The thesis being put forward here however, is that what worked for Germany and parts of Europe back in the 1800s, and has continued to work (mostly) in other parts of the world has now had its day. Why? In case you hadn’t noticed, the world has changed. And dramatically so.
Furthermore, if the predictions coming at us are anything to go by, then we are headed into some almighty changes as numerous technologies and advancements are about to all pull into the station at once as it were. As we have said elsewhere, the last 30 years of technological change will seem like a water feature, compared to the technology change of Niagara Falls which is coming over the next three decades. Do you really think that bureaucracy (or any management system that we have used in the past) will allow us to cope with the avalanche that is starting to happen with more changes coming? We think not.
It is also being postulated here that commercial companies exposed to a competitive environment and in steeped in bureaucracy may indeed be too late to turn the ship around given that dismantling an entrenched bureaucracy and then installing a different system (whatever that looks like) would take in our estimation, a minimum of 5 years and more likely 10 or more years. By then, with the pace of life and the pace of technology advancing, the business would probably have stalled and died.
“In a battle between a progressive leader and an entrenched bureaucracy, bureaucracy is going to win 9 times out of 10. Ask Pope Francis.” (Gary Hamel)
What to do?
How do you convince leaders in a bureaucracy to give up a big chunk of their authority and power and start acting like mentors? What will it take for these managers and leaders to recognise that they can no longer act as captains, but need to be coaches instead? When will they realise that given the amount of change on the planet that one leader or person cannot in any way be across all the knowledge, information and advancements. Knowledge can become rapidly obsolete if reality changes.
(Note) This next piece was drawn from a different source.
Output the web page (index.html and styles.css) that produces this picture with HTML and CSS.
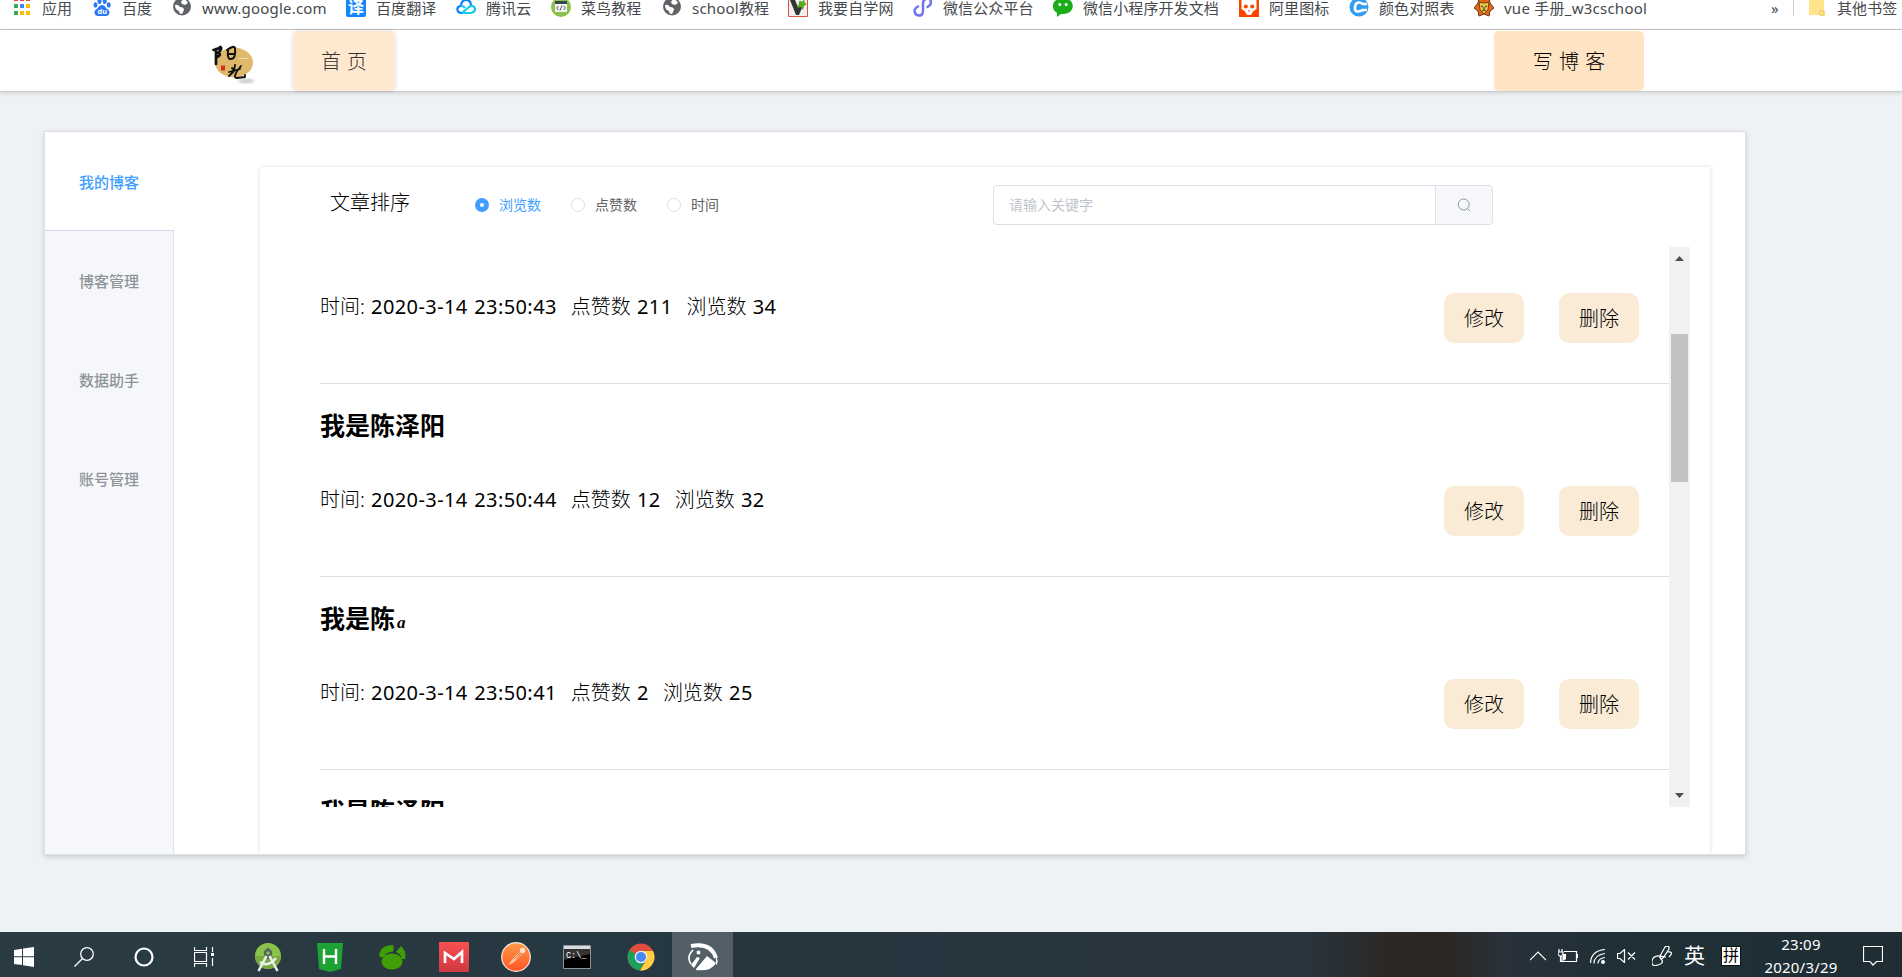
FILE: index.html
```html
<!DOCTYPE html>
<html lang="zh-CN">
<head>
<meta charset="utf-8">
<title>我的博客</title>
<link rel="stylesheet" href="styles.css">
</head>
<body>
<svg class="defs" width="0" height="0">
  <symbol id="globe" viewBox="0 0 20 20"><circle cx="10" cy="9.500" r="9" fill="#5f6368"/><path d="M3 8q3-1 5 2 4 0 4 3l-2 4q-3 0-3-3-4-1-4-6ZM11 2q4 1 5 4l-3 2-3-1-1-2Z" fill="#fff"/></symbol>
</svg>

<nav class="bookmarks">
  <div class="bookmarks-row">
    <a class="bm"><svg viewBox="0 0 20 20"><g fill="#ea4335"><path d="M2 0h4v4H2zM8 0h4v4H8zM14 0h4v4h-4z"/></g><path d="M2 7h4v4H2z" fill="#34a853"/><path d="M8 7h4v4H8z" fill="#4285f4"/><path d="M14 7h4v4h-4z" fill="#fbbc05"/><path d="M2 14h4v4H2z" fill="#34a853"/><path d="M8 14h4v4H8zM14 14h4v4h-4z" fill="#fbbc05"/></svg><span>应用</span></a>
    <a class="bm"><svg viewBox="0 0 20 20" fill="#2d78f4"><ellipse cx="7.500" cy="4" rx="2" ry="3"/><ellipse cx="12.700" cy="4" rx="2" ry="3"/><ellipse cx="3.500" cy="8" rx="2" ry="2.700"/><ellipse cx="16.700" cy="8" rx="2" ry="2.700"/><path d="M10 8c3 0 3.500 3 6 4.500s2 6.500-2 6.500H6c-4 0-4.500-5-2-6.500S7 8 10 8Z"/><text x="5.400" y="17.300" font-size="7.500" font-weight="700" fill="#fff">du</text></svg><span>百度</span></a>
    <a class="bm"><svg><use href="#globe"/></svg><span class="wide">www.google.com</span></a>
    <a class="bm"><svg viewBox="0 0 20 20"><rect width="20" height="20" rx="2" fill="#1487ff"/><text x="2" y="16" font-size="16" font-weight="700" fill="#fff">译</text></svg><span>百度翻译</span></a>
    <a class="bm"><svg viewBox="0 0 20 20" fill="none" stroke-width="2.200"><path d="M6 16C0 16 0 9 5 9c0-8 10-8 10-1" stroke="#0a7cff"/><path d="m6 16 7-6c4-3 7 1 5.500 4Q17 16 14 16H6M5 9q3 0 4 2" stroke="#13c9ec"/></svg><span>腾讯云</span></a>
    <a class="bm"><svg viewBox="0 0 20 20"><circle cx="10" cy="10" r="10" fill="#8bc34a"/><rect x="4" y="4" width="12" height="11" rx="1" fill="#f5f5f5"/><path d="M4 4h12v3H4z" fill="#37474f"/><path d="m7.500 9-2 2 2 2M12.500 9l2 2-2 2M11 8.500l-2 5" fill="none" stroke="#555"/></svg><span>菜鸟教程</span></a>
    <a class="bm"><svg><use href="#globe"/></svg><span class="wide">school教程</span></a>
    <a class="bm"><svg viewBox="0 0 20 20"><path d="M.5.5h19v19H.5z" fill="#f1eeee" stroke="#df5046"/><path d="M2 3h5l3 7 2-6 4 2-5 12H8Z" fill="#333"/><path d="m11 4 3 1 2-3 1 4 2 1-3 2-1 4-2-3-4 1 2-3Z" fill="#57ac1c"/></svg><span>我要自学网</span></a>
    <a class="bm"><svg viewBox="0 0 20 20"><path d="M5 9.500c-6 3-3 9 1 9s4-3 4-6V7c0-3 1-5.500 4.500-5.500S20 7 14.500 10" fill="none" stroke="#7377ee" stroke-width="2.500" stroke-linecap="round"/></svg><span>微信公众平台</span></a>
    <a class="bm"><svg viewBox="0 0 20 20"><path d="M10 1c13 0 13 16 0 16H8l-4 3v-4C-3 12-1 1 10 1Z" fill="#1aad19"/><circle cx="6.800" cy="7.500" r="1.500" fill="#fff"/><circle cx="13.200" cy="7.500" r="1.500" fill="#fff"/></svg><span>微信小程序开发文档</span></a>
    <a class="bm"><svg viewBox="0 0 20 20"><path d="M0 0h20v20H0z" fill="#ff4400"/><path d="M2.500 3q7.500-4 15 0v9L14 14.500 12 18H8l-2-3.500L2.500 12Z" fill="#fff"/><circle cx="6.800" cy="9.500" r="2" fill="#ff4400"/><circle cx="13.200" cy="9.500" r="2" fill="#ff4400"/><path d="m9 14 1-1 1 1-1 1Z" fill="#f40"/></svg><span>阿里图标</span></a>
    <a class="bm"><svg viewBox="0 0 20 20"><circle cx="10" cy="10" r="9.500" fill="#319cf2"/><path d="M18 7h-4q-7-4-8 3t8 3h4" fill="none" stroke="#fff" stroke-width="2.600"/></svg><span>颜色对照表</span></a>
    <a class="bm"><svg viewBox="0 0 20 20"><path d="m5 1 5 2 5-2 1 5 4 5-4 3-1 5-5-2-5 2-1-5-4-3 4-5Z" fill="#ef6512" stroke="#69320f"/><path d="m5 5 5 1 5-1-1 8-4 4-4-4Z" fill="#e2c64a" stroke="#6b3b14"/><path d="m7 9 2 1M13 9l-2 1M10 10v3l-2 1M10 13l2 1" stroke="#4b2b11" fill="none"/></svg><span class="vue">vue 手册_w3cschool</span></a>
    <span class="more">»</span>
    <a class="bm other"><svg viewBox="0 0 20 20"><path d="M2 0h15v14l1 1v4h-5v-1H2Z" fill="#ffe48c"/><path d="M13 14h4v4h-4Z" fill="#ffe694" stroke="#efc951"/></svg><span>其他书签</span></a>
  </div>
</nav>

<header class="site-header">
  <svg class="logo" viewBox="0 0 44 50"><defs><filter id="soft"><feGaussianBlur stdDeviation="1.500"/></filter></defs><ellipse cx="34" cy="41" rx="8" ry="2.500" fill="#999" opacity=".5" filter="url(#soft)"/><ellipse cx="22" cy="22.500" rx="19" ry="15" fill="#dfb96b"/><g fill="none" stroke="#111" stroke-linecap="round" stroke-linejoin="round"><path d="M1.500 10q5-1 7-3 2 2-2.500 6 4 1-.5 4M4 9v15" stroke-width="2.700"/><path d="M15 10q7-5 8-2 1 11-4 11-4 1-3-9M16 14h6" stroke-width="2"/><path d="m20 28 2 2M29 26l-3 4M17 32l11-3M23 25l-1 6-5 5M25 31q-4 7 0 7l8-1v-2" stroke-width="1.800"/></g><path d="M9 25.500h4v5H9z" fill="#dc2b20"/><path d="M27 18.500h9" stroke="#f0dcae"/></svg>
  <a class="home">首 页</a>
  <a class="write">写 博 客</a>
</header>

<main class="stage">
  <section class="panel">
    <nav class="tabs">
      <a class="tab active">我的博客</a>
      <a class="tab">博客管理</a>
      <a class="tab">数据助手</a>
      <a class="tab">账号管理</a>
    </nav>
    <div class="card">
      <div class="toolbar">
        <span class="sort-title">文章排序</span>
        <label class="radio on"><i></i><span>浏览数</span></label>
        <label class="radio"><i></i><span>点赞数</span></label>
        <label class="radio"><i></i><span>时间</span></label>
        <div class="search">
          <span class="placeholder">请输入关键字</span>
          <span class="search-btn"><svg viewBox="0 0 14 14" fill="none" stroke="#909399"><circle cx="6.700" cy="6.500" r="5.500"/><path d="m10.500 10.500 2.500 2.500"/></svg></span>
        </div>
      </div>
      <div class="list-wrap">
        <div class="list">
          <article class="post first">
            <p class="meta"><span>时间: <b class="num">2020-3-14 23:50:43</b></span><span>点赞数 <b class="num">211</b></span><span>浏览数 <b class="num">34</b></span></p>
            <div class="actions"><button>修改</button><button>删除</button></div>
          </article>
          <article class="post">
            <h2>我是陈泽阳</h2>
            <p class="meta"><span>时间: <b class="num">2020-3-14 23:50:44</b></span><span>点赞数 <b class="num">12</b></span><span>浏览数 <b class="num">32</b></span></p>
            <div class="actions"><button>修改</button><button>删除</button></div>
          </article>
          <article class="post">
            <h2>我是陈<em>a</em></h2>
            <p class="meta"><span>时间: <b class="num">2020-3-14 23:50:41</b></span><span>点赞数 <b class="num">2</b></span><span>浏览数 <b class="num">25</b></span></p>
            <div class="actions"><button>修改</button><button>删除</button></div>
          </article>
          <article class="post"><h2>我是陈泽阳</h2></article>
        </div>
        <div class="scrollbar">
          <svg viewBox="0 0 9 5"><path d="M0 5 4.500 0 9 5Z"/></svg>
          <div class="thumb"></div>
          <svg class="down" viewBox="0 0 9 5"><path d="M0 0h9L4.500 5Z"/></svg>
        </div>
      </div>
    </div>
  </section>
</main>

<footer class="taskbar">
  <div class="apps">
    <span><svg width="20" height="20" viewBox="0 0 20 20" fill="#fff"><path d="m0 3 8-1.200V9.300H0ZM9 1.600 20 0v9.300H9ZM0 10.300h8v7.700L0 17ZM9 10.300h11V20L9 18.300Z"/></svg></span>
    <span><svg width="20" height="20" viewBox="0 0 20 20" fill="none" stroke="#fff" stroke-width="1.300"><circle cx="13" cy="7" r="6.300"/><path d="m8.500 11.500-8 8"/></svg></span>
    <span><svg width="20" height="20" viewBox="0 0 20 20" fill="none" stroke="#fff" stroke-width="2.200"><circle cx="10" cy="10" r="8.500"/></svg></span>
    <span><svg width="20" height="20" viewBox="0 0 20 20" fill="none" stroke="#fff"><path d="M.5 0v3.500h12V0M.5 5.500h12v9H.5ZM.5 20v-3.500h12V20M18.500 0v5M18.500 11v8" stroke-width="1.200"/><path d="M17 6h3v3h-3z" fill="#fff" stroke="none"/></svg></span>
    <span><svg width="28" height="30" viewBox="0 0 28 30"><circle cx="14" cy="14" r="13" fill="#8bc34a"/><path d="M1 14h26a13 13 0 0 1-26 0" fill="#78aa41"/><circle cx="14" cy="11" r="3" fill="none" stroke="#56635e" stroke-width="2.500"/><path d="M14 6v2M14 14v3" stroke="#56635e" stroke-width="2"/><path d="m12.500 14-8 15M15.500 14l8 15M6 20q8 6 16-4" fill="none" stroke="#eceff1" stroke-width="2.500"/></svg></span>
    <span><svg width="26" height="30" viewBox="0 0 26 30"><path d="M0 1h26l-2 26-11 3-11-3Z" fill="#1ca334"/><path d="M7 7v15M19 7v15M7 14.500h12" stroke="#fff" stroke-width="2.400"/></svg></span>
    <span><svg width="28" height="28" viewBox="0 0 28 28" fill="#3f9d05"><ellipse cx="14" cy="18.500" rx="10.500" ry="8"/><path d="M1 13Q2 2 15 2q2 5-1 7-6 0-8 5-4 1-5-1ZM18 9l5-6q6 6 4 13h-3q-1-5-6-7Z"/></svg></span>
    <span><svg width="30" height="30" viewBox="0 0 30 30"><defs><linearGradient id="rg" x2="0" y2="1"><stop stop-color="#f75151"/><stop offset="1" stop-color="#cf3940"/></linearGradient></defs><path d="M0 0h30v30H0z" fill="url(#rg)"/><path d="M6 21V11l9 6 8-7v11" fill="none" stroke="#fff" stroke-width="2.700"/></svg></span>
    <span><svg width="30" height="30" viewBox="0 0 30 30"><defs><linearGradient id="og" x2="0" y2="1"><stop stop-color="#ff9b46"/><stop offset="1" stop-color="#ff5325"/></linearGradient></defs><circle cx="15" cy="15" r="14.300" fill="url(#og)" stroke="#f5e6df" stroke-width="1.200"/><circle cx="21.500" cy="8.500" r="2.700" fill="#ffe0cc"/><path d="m7 23 7-9 5-4 2 2-5 6-6 4Z" fill="#ffc6a5"/><path d="m13 17 6-6M15 19l5-8" stroke="#f17438"/></svg></span>
    <span class="cmd"><svg width="28" height="24" viewBox="0 0 28 24"><path d="M.5.5h27v23H.5z" fill="#000" stroke="#8e9499"/><path d="M1 1h26v3H1z" fill="#d8dce0"/><path d="M1 4h26v5L1 15Z" fill="#333"/><text x="3" y="12.500" font-size="8.500" font-family="Liberation Mono" fill="#fff">C:\_</text></svg></span>
    <span><svg width="28" height="28" viewBox="0 0 28 28"><circle cx="14" cy="14" r="13.500" fill="#de4f40"/><path d="M2.300 7.300A13.500 13.500 0 0 0 13 27.500L18 18l-4-4Z" fill="#1b9f5b"/><path d="M14 8h12A13.500 13.500 0 0 1 13 27.500L20 16Z" fill="#ffce43"/><circle cx="14" cy="14" r="6.300" fill="#f1f1f1"/><circle cx="14" cy="14" r="5" fill="#4688f4"/></svg></span>
    <span class="current"><svg width="30" height="28" viewBox="0 0 30 28"><path d="M3 3q20-4 25 12" fill="none" stroke="#fff" stroke-width="4"/><path d="M5 7Q-2 14 3 21" fill="none" stroke="#fff" stroke-width="1.600"/><path d="m3 22 6-8 3 1-6 10ZM8 26 19 13l9 7q-5 9-20 7Z" fill="#fff"/><path d="M28 14q3 5 0 8M9 8h3v3H9z" fill="#fff" stroke="#fff" stroke-width=".5"/></svg></span>
  </div>
  <div class="tray">
    <svg width="16" height="10" viewBox="0 0 16 10"><path d="m0 9 8-8 8 8"/></svg>
    <svg width="20" height="14" viewBox="0 0 20 14"><path d="M6 2.500h12.500v10H4V7M19.500 5v4M1 0v3M4 0v3M0 3h5v2L3.500 7h-2L0 5ZM2.500 7v5.500H5"/><path d="M5 5h3v5l-3 2Z" fill="#fff" stroke="none"/></svg>
    <svg width="15" height="15" viewBox="0 0 15 15"><path d="M.5 14Q1 2 15 .5M4 14.500Q4 6 15 4.500M8 14.500Q8 9.500 15 8.500"/><circle cx="13" cy="13" r="2" fill="#fff" stroke="none"/></svg>
    <svg width="19" height="14" viewBox="0 0 19 14"><path d="M.5 4.500H3L7.500.5v13L3 9.500H.5ZM11 3.500l7 7M18 3.500l-7 7"/></svg>
    <svg width="20" height="20" viewBox="0 0 20 20"><path d="M9 13 8 10 13 1q2-2 4 0v2l-6 9ZM15 6q8-1 2 5M9 10q-8-1-9 5t6 4 3-6 5-2"/></svg>
    <span class="ime">英</span>
    <span class="pin">拼</span>
    <div class="clock"><span>23:09</span><span>2020/3/29</span></div>
    <svg width="20" height="20" viewBox="0 0 20 20"><path d="M.5.500h19v15h-6L10 19l-3-3.500H.5Z"/></svg>
  </div>
</footer>
</body>
</html>
```

FILE: styles.css
```css
* { box-sizing: border-box; }

body {
  margin: 0;
  height: 977px;
  overflow: hidden;
  display: flex;
  flex-direction: column;
  background: #eef2f5;
  color: #000;
  font-family: "Noto Sans", "Noto Sans CJK SC", sans-serif;
  font-size: 20px;
}

svg { display: block; flex: none; }
.defs { position: absolute; }

/* bookmarks bar */
.bookmarks {
  height: 30px;
  flex: none;
  background: #fff;
  border-bottom: 1px solid #c6c6c6;
}
.bookmarks-row {
  display: grid;
  grid-template-columns: 80px 80px 174px 110px 95px 111px 126px 125px 140px 186px 110px 125px 297px 22px 110px;
  height: 16px;
  margin-left: 12px;
  align-items: end;
  font-size: 15px;
  line-height: 16px;
  color: #45494d;
  white-space: nowrap;
}
.bm { display: flex; gap: 10px; height: 16px; }
.bm svg { width: 20px; height: 20px; margin-top: -3px; }
.bm span { letter-spacing: 0.1px; }
.bm .wide { letter-spacing: 0.2px; }
.bm .vue { letter-spacing: 0.25px; }
.more { line-height: 16px; }
.other {
  padding-left: 13px;
  border-left: 1px solid #ccc;
}

/* site header */
.site-header {
  display: flex;
  flex: none;
  height: 62px;
  padding: 1px 258px 0 212px;
  background: #fff;
  border-bottom: 1px solid #cdcdcd;
  box-shadow: 0 1px 4px rgba(0, 0, 0, 0.15);
}
.logo { width: 44px; height: 50px; margin-top: 9px; }
.home, .write {
  height: 60px;
  line-height: 61px;
  text-align: center;
  border-radius: 5px;
  font-weight: 300;
  word-spacing: 1px;
}
.home {
  width: 102px;
  margin-left: 37px;
  background: #ffe8d0;
  color: #333;
  box-shadow: 0 0 4px rgba(0, 0, 0, 0.15);
}
.write { width: 150px; margin-left: auto; background: #ffe4c4; }

/* main panel */
.stage { flex: 1; padding: 39px 0 0 44px; }
.panel {
  display: flex;
  width: 1702px;
  height: 724px;
  background: #fff;
  border: 1px solid #dcdfe6;
  box-shadow: 0 2px 5px rgba(0, 0, 0, 0.16);
}
.tabs {
  width: 129px;
  display: flex;
  flex-direction: column;
  background: #f5f7fa;
  border-right: 1px solid #dfe4ed;
}
.tab {
  height: 99px;
  line-height: 100px;
  text-align: center;
  font-size: 15px;
  font-weight: 500;
  color: #909399;
}
.tab.active {
  width: 129px;
  padding-right: 1px;
  background: #fff;
  border-bottom: 1px solid #d1dbe5;
  color: #409eff;
}
.card {
  width: 1450px;
  height: 687px;
  margin: 35px 0 0 86px;
  box-shadow: 0 0 4px rgba(0, 0, 0, 0.15);
  clip-path: inset(-4px -4px 0 -4px);
}

/* sorting and search */
.toolbar {
  display: flex;
  align-items: center;
  height: 80px;
  padding: 0 217px 4px 70px;
}
.sort-title { width: 145px; margin-top: -7px; font-weight: 300; }
.radio {
  display: flex;
  align-items: center;
  width: 96px;
  font-size: 14px;
  color: #606266;
}
.radio span { margin-top: -2px; }
.radio i {
  width: 14px;
  height: 14px;
  margin-right: 10px;
  border: 1px solid #dcdfe6;
  border-radius: 50%;
}
.radio.on { color: #409eff; }
.radio.on i { border: 5px solid #409eff; }
.search {
  display: flex;
  width: 500px;
  height: 40px;
  margin-left: auto;
  border: 1px solid #dcdfe6;
  border-radius: 4px;
  overflow: hidden;
}
.placeholder {
  flex: 1;
  padding-left: 15px;
  font-size: 14px;
  line-height: 37px;
  color: #c0c4cc;
}
.search-btn {
  width: 57px;
  padding: 12px 0 0 21px;
  background: #f5f7fa;
  border-left: 1px solid #dcdfe6;
}
.search-btn svg { width: 14px; height: 14px; }

/* post list */
.list-wrap {
  display: flex;
  height: 560px;
  padding: 0 20px 0 60px;
}
.list { flex: 1; overflow: hidden; }
.post {
  display: grid;
  grid-template: 86px 106px / 1fr auto;
  height: 193px;
  border-bottom: 1px solid #dcdfe6;
}
.post.first { grid-template-rows: 30px 106px; height: 137px; }
.post h2 {
  grid-column: 1 / 3;
  margin: 0;
  font-size: 25px;
  line-height: 83px;
}
.post em {
  margin-left: 2px;
  font: italic bold 17px "Liberation Serif", serif;
}
.meta {
  grid-row: 2;
  display: flex;
  gap: 14px;
  margin: 16px 0 0;
  line-height: 28px;
  font-weight: 300;
}
.meta span { white-space: pre; word-spacing: 1px; }
.num { font-weight: 400; letter-spacing: 0.4px; }
.actions {
  grid-row: 2;
  display: flex;
  gap: 35px;
  margin: 16px 30px 0 0;
}
.actions button {
  width: 80px;
  height: 50px;
  padding: 0 0 2px;
  border: 0;
  border-radius: 10px;
  background: #faebd7;
  color: #000;
  font: inherit;
  font-weight: 300;
}
.scrollbar {
  display: flex;
  flex-direction: column;
  align-items: center;
  width: 21px;
  padding: 9px 0;
  background: #f1f1f1;
}
.scrollbar svg { width: 9px; height: 5px; fill: #505050; }
.scrollbar .down { margin-top: auto; }
.thumb {
  width: 17px;
  height: 148px;
  margin-top: 73px;
  background: #c1c1c1;
}

/* taskbar */
.taskbar {
  display: flex;
  flex: none;
  justify-content: space-between;
  height: 45px;
  color: #fff;
  background: linear-gradient(90deg, #2b3b44 0, #253740 35%, #28343e 64%, #29333b 69%, #2b2826 73%, #2b2725 76%, #29313a 79%, #203037 84%, #1f2e35 100%);
}
.apps {
  display: grid;
  grid-template-columns: 48px 72px 48px 72px 56px 68px 56px 68px 56px 66px 62px 61px;
}
.apps span { display: flex; align-items: center; justify-content: center; padding-top: 5px; }
.apps span:nth-child(n+5) { padding-top: 4px; }
.apps .cmd { padding-top: 3px; }
.apps .current { background: #525f66; }
.tray {
  display: flex;
  align-items: center;
  padding: 3px 19px 0 0;
}
.tray > svg { fill: none; stroke: #fff; stroke-width: 1.2; margin-right: 12px; }
.tray > svg:nth-child(4) { margin-right: 16px; }
.tray > svg:last-child { margin: 0; }
.ime { font-size: 21px; line-height: 28px; margin-top: -3px; }
.pin {
  width: 20px;
  height: 20px;
  margin-left: 16px;
  border: 1px solid #111;
  background: #fff;
  color: #000;
  font-size: 16px;
  line-height: 17px;
  text-align: center;
}
.clock {
  width: 80px;
  margin: 0 22px 0 20px;
  display: flex;
  flex-direction: column;
  text-align: center;
  font-size: 15px;
  letter-spacing: 0.2px;
  line-height: 23px;
}
```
Leaders have got to do it differently.
In their 2018 book “Detonate“, authors Tuff & Goldbach emphasise the notion that leaders would do well to now adopt a “beginner’s mindset” where there is a deliberate willingness to consider radical ideas without the constraint of what the competitors might be doing or what has worked in the past. In fact, they go so far as to suggest that today’s “best practice”, could be a sure path to disaster for tomorrow.
Further, the authors advocate the concept of “minimally viable ideas” which is the notion of constantly tinkering to test and learn. Many experiments they suggest will go nowhere, but a few will open valuable new doors. Hence, they argue that managers need to encourage employees to come up with new ideas especially those that question the status quo.
Moreover, recognise that in essence, if we believe Dr Ron Westrum, formerly Professor of Sociology and Interdisciplinary Technology at Eastern Michigan University, there are three main business cultures that explain how organisations process information (see the table below).
|Power-oriented culture marked by:||Rule-oriented culture marked by:||Performance-oriented
|Low cooperation||Modest cooperation||High cooperation|
|Messengers shot||Messengers neglected||Messengers trained|
|Responsibilities shirked||Narrow responsibilities||Risks shared|
|Bridging discouraged||Bridging tolerated||Bridging encouraged|
|Failure leads to scapegoating||Failure leads to justice||Failure leads to inquiry|
|Novelty crushed||Novelty leads to problems||Novelty implemented|
Largely speaking, while some organisations that we are aware of might be pathological in nature, most are bureaucratic in style. What we’re proposing here instead, is that businesses need to be more generative in form.
Some years back, there used to be a popular saying that went “small is beautiful“. It’s still true today. In fact, that’s a key to future success. The Armed Forces for example, might be large in nature, and in ages past, the army would all band together as a whole and charge over the hill towards the enemy. Not any longer. Instead, the work is done in small well-trained units who are specialists and experts in their field where they are adaptable and flexible and able to move at a moment’s notice.
Further, following the “small is beautiful” theme, leaders need to be courageous and generative by risking small steps and trying new approaches where the intent is a culture where it is safe to fail. This is a critical point.
In this respect, research about the breaking down of a bureaucracy comes from Google who set about trying to increase productivity by creating the perfect team. After four years of research, they embarked on “Project Aristotle” to try to discover why some teams stumbled and others soared. They looked at half a century of academic studies examining how teams worked and analysed 180 of their own teams, but no factors were significant until the researchers came across some work from Carnegie Mellon. In brief, the factors that bought about team success related to what was termed “psychological safety“. This included everyone in the team having a turn to talk (i.e., no one or two individuals dominated the conversation) and the team had empathy and understanding for each other. Ultimately, it was concluded that being psychologically safe was about being free enough to share things that make members anxious or emotional without fear of recriminations. The best teams in Google are those where members listen to one another and show sensitivity to feelings and needs.
Do you really think that this could happen in a large bureaucracy? Only if the large corporation or business was divided into small elite project teams where psychological safety was paramount.
In other words, it is being argued here that small cross-functional, self organising and empowered teams that are well trained and that operate within a generative culture is the way to managing a business that confronts a future which already sits in a VUCA world (Volatile, Uncertain, Complex, Ambiguous) and where advances in technology and science are rapidly escalating.
Have any organisations been able to break out of the bonds of bureaucracy? Go and research Haier, Morning Star, Nucor Steel, Svenska Handelsbanken, and the Linux Foundation to mention a few. It’s not an impossible task.
Who then are the leaders who are going to be courageous to try out a new way working using elite well-trained teams working in a generative culture that is psychologically safe with the goal of (1) delighting customers (2) delighting employees and (3) being adaptable? Such leaders will be the “Top Guns” because they realise the old bureaucratic ways of working are no longer working or “fit for purpose”, and they are brave enough to leave the safe calm harbour, and dare to be different; the rest will sadly fall by the wayside and no doubt take their companies and teams with them.